Yeah, Don got knocked down all over the place. Even literally.
posted by cwest at 10:33 PM on September 22, 2014


Bert Cooper, incisive as usual. Also sitting at Don's desk, just like Connie Hilton.
posted by the man of twists and turns at 10:14 PM on September 26, 2014


This is a red letter episode for Don in Total Asshole Mode. I liked it a few episodes earlier when the guys asked Allison what mood Don was in and she said "I always guess wrong" or something like that. We're still in the days before his Season Four bottoming out, but right now he's like a coiled snake at work, alienating everyone he sees as beneath him and doing a poor job of attempting to handle those above him.

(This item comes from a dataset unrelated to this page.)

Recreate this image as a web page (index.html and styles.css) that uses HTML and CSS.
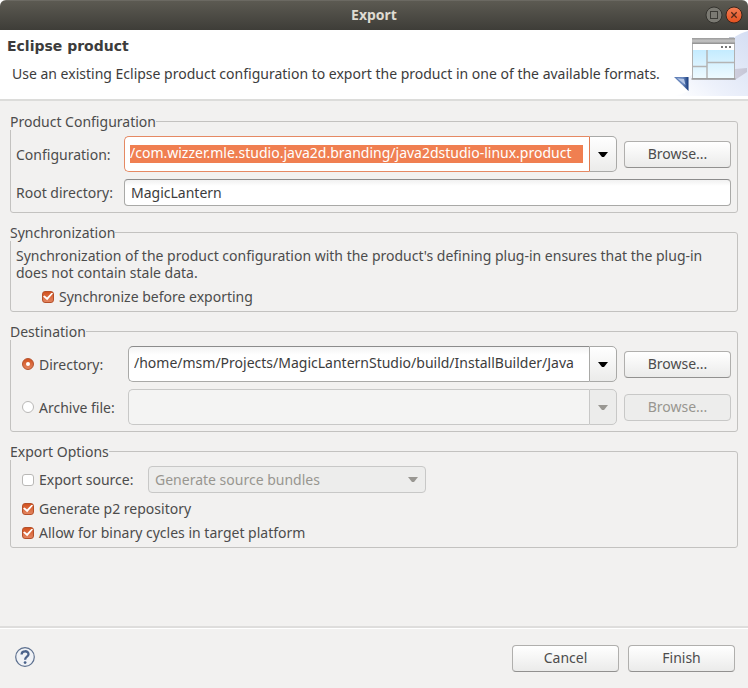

Bert knows he needs Don but is vocally tired of his bullshit, Connie is curious about what Don can do for him but also cautious (and can throw Don off his game like nobody else), Roger and Betty are both irritating distractions he's pretty openly tired of appeasing (in his eyes), and Peggy is his above-her-station former secretary. I feel like Sally is the only person Don has endless reserves of loving patience for right now, though we could end up scraping the bottom of that barrel at any moment.

The hitchhikers were fascinating and almost like a payoff to the sense of menace and impending violence running all throughout "The Fog" for me. Wiener seems to love to have that impending, hard to articulate dread running through this show, as we saw in Season 6 when it felt like Megan was being set up for a Manson-style murder the whole time.